If it was me (yet, it isn't) I would use a fine Dremel burr to get close before I used a hot iron to get the best fit.
http://www.ncworkshops.com/sharpening_tips.html

Trevor Walsh
05-01-2013, 12:04 PM
He means using soot to mark the high points off of the tang. And yes I think that sounds about right.

Jim Matthews
05-01-2013, 3:35 PM
soot to mark the high points off of the tang

Gotcha. That means that there will only be one depth at which the taper will be seated.
There's no way to adjust the shaving size, that way.

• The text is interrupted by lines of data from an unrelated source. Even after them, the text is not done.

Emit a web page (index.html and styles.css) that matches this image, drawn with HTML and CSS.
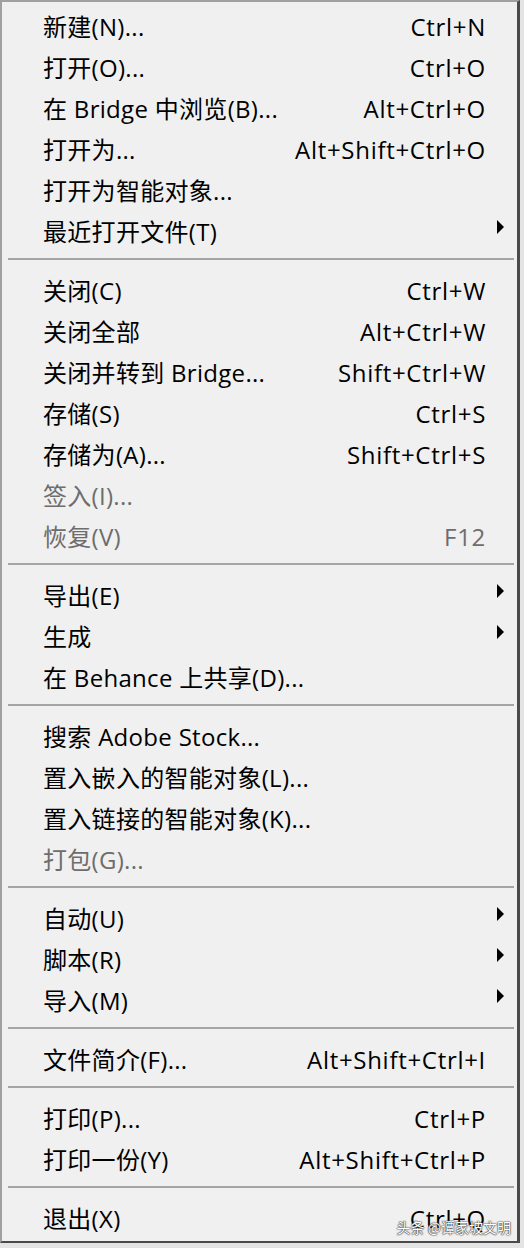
FILE: index.html
```html
<!DOCTYPE html>
<html lang="zh-CN">
<head>
<meta charset="utf-8">
<title>文件菜单</title>
<link rel="stylesheet" href="styles.css">
</head>
<body>
<div class="menu">
  <div class="item"><span class="label">新建(N)...</span><span class="key">Ctrl+N</span><span class="sub"></span></div>
  <div class="item"><span class="label">打开(O)...</span><span class="key">Ctrl+O</span><span class="sub"></span></div>
  <div class="item"><span class="label">在 Bridge 中浏览(B)...</span><span class="key">Alt+Ctrl+O</span><span class="sub"></span></div>
  <div class="item"><span class="label">打开为...</span><span class="key">Alt+Shift+Ctrl+O</span><span class="sub"></span></div>
  <div class="item"><span class="label">打开为智能对象...</span><span class="key"></span><span class="sub"></span></div>
  <div class="item"><span class="label">最近打开文件(T)</span><span class="key"></span><span class="sub"><i class="arrow"></i></span></div>
  <div class="sep"></div>
  <div class="item"><span class="label">关闭(C)</span><span class="key">Ctrl+W</span><span class="sub"></span></div>
  <div class="item"><span class="label">关闭全部</span><span class="key">Alt+Ctrl+W</span><span class="sub"></span></div>
  <div class="item"><span class="label">关闭并转到 Bridge...</span><span class="key">Shift+Ctrl+W</span><span class="sub"></span></div>
  <div class="item"><span class="label">存储(S)</span><span class="key">Ctrl+S</span><span class="sub"></span></div>
  <div class="item"><span class="label">存储为(A)...</span><span class="key">Shift+Ctrl+S</span><span class="sub"></span></div>
  <div class="item disabled"><span class="label">签入(I)...</span><span class="key"></span><span class="sub"></span></div>
  <div class="item disabled"><span class="label">恢复(V)</span><span class="key">F12</span><span class="sub"></span></div>
  <div class="sep"></div>
  <div class="item"><span class="label">导出(E)</span><span class="key"></span><span class="sub"><i class="arrow"></i></span></div>
  <div class="item"><span class="label">生成</span><span class="key"></span><span class="sub"><i class="arrow"></i></span></div>
  <div class="item"><span class="label">在 Behance 上共享(D)...</span><span class="key"></span><span class="sub"></span></div>
  <div class="sep"></div>
  <div class="item"><span class="label">搜索 Adobe Stock...</span><span class="key"></span><span class="sub"></span></div>
  <div class="item"><span class="label">置入嵌入的智能对象(L)...</span><span class="key"></span><span class="sub"></span></div>
  <div class="item"><span class="label">置入链接的智能对象(K)...</span><span class="key"></span><span class="sub"></span></div>
  <div class="item disabled"><span class="label">打包(G)...</span><span class="key"></span><span class="sub"></span></div>
  <div class="sep"></div>
  <div class="item"><span class="label">自动(U)</span><span class="key"></span><span class="sub"><i class="arrow"></i></span></div>
  <div class="item"><span class="label">脚本(R)</span><span class="key"></span><span class="sub"><i class="arrow"></i></span></div>
  <div class="item"><span class="label">导入(M)</span><span class="key"></span><span class="sub"><i class="arrow"></i></span></div>
  <div class="sep"></div>
  <div class="item"><span class="label">文件简介(F)...</span><span class="key">Alt+Shift+Ctrl+I</span><span class="sub"></span></div>
  <div class="sep"></div>
  <div class="item"><span class="label">打印(P)...</span><span class="key">Ctrl+P</span><span class="sub"></span></div>
  <div class="item"><span class="label">打印一份(Y)</span><span class="key">Alt+Shift+Ctrl+P</span><span class="sub"></span></div>
  <div class="sep"></div>
  <div class="item"><span class="label">退出(X)</span><span class="key">Ctrl+Q</span><span class="sub"></span></div>
  <div class="watermark">头条 @谭家坡文明</div>
</div>
</body>
</html>
```

FILE: styles.css
```css
html, body {
  margin: 0;
  padding: 0;
}
body {
  background: #e4e4e4;
  width: 524px;
  height: 1248px;
  overflow: hidden;
  font-family: "Open Sans", "Noto Sans CJK SC", sans-serif;
}
.menu {
  position: relative;
  box-sizing: border-box;
  width: 520px;
  background: #f0f0f0;
  border-top: 2px solid #a0a0a0;
  border-left: 2px solid #a0a0a0;
  border-right: 3px solid #4a4a4a;
  border-bottom: 2px solid #4a4a4a;
  padding: 4px 0 2px 0;
  color: #000;
}
.item {
  display: flex;
  align-items: center;
  height: 41px;
  padding-left: 41px;
  font-size: 24px;
  line-height: 41px;
  letter-spacing: 0.3px;
  white-space: nowrap;
}
.item.disabled {
  color: #6d6d6d;
}
.label {
  flex: 1;
}
.key {
  text-align: right;
  letter-spacing: 0.7px;
  margin-right: -1px;
}
.sub {
  width: 32px;
  height: 41px;
  position: relative;
  flex: none;
}
.arrow {
  position: absolute;
  left: 12px;
  top: 9px;
  width: 0;
  height: 0;
  border-left: 7px solid #000;
  border-top: 7px solid transparent;
  border-bottom: 7px solid transparent;
}
.sep {
  height: 18px;
  padding-top: 6px;
  box-sizing: border-box;
  margin: 0 3px 0 6px;
}
.sep::before {
  content: "";
  display: block;
  height: 2px;
  background: #a5a5a5;
}
.watermark {
  position: absolute;
  right: 6px;
  bottom: 5px;
  font-family: "Noto Sans CJK SC", sans-serif;
  font-size: 14px;
  line-height: 18px;
  color: #fff;
  text-shadow: 0 0 1px #333, 0 0 1px #333, 0 0 2px #555;
}
```
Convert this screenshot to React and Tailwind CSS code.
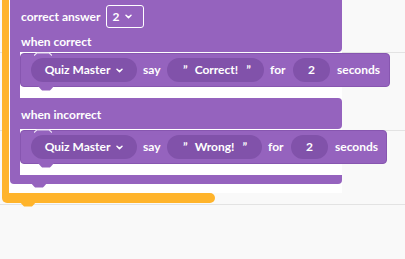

It will either be cutting at the fixed dimension, or loose.

Scott M Perry
05-01-2013, 9:04 PM
Jim, that's what I can't get my mind around. The one I made works great, and seems adjustable, but it doesn't flesh out.

So, how are the old boxwood shaves with tapered tangs mortised?

Scott M Perry
05-06-2013, 12:28 PM
Anyone have any ideas how this should be done correctly?

Trevor Walsh
05-07-2013, 10:04 AM
I have a travisher with tangs, it also has little metal wedges that go the opposite way as the taper on the tangs. Let me know if a picture is needed. I don't necessarily see having a fixed depth as a bad thing though. If your drawknife does all the rough cuts or rasp, then a finely set spokeshave would handle the smoothing. You could always set the blade deeper on one side so you have variable width shavings, but that only works on thin stuff.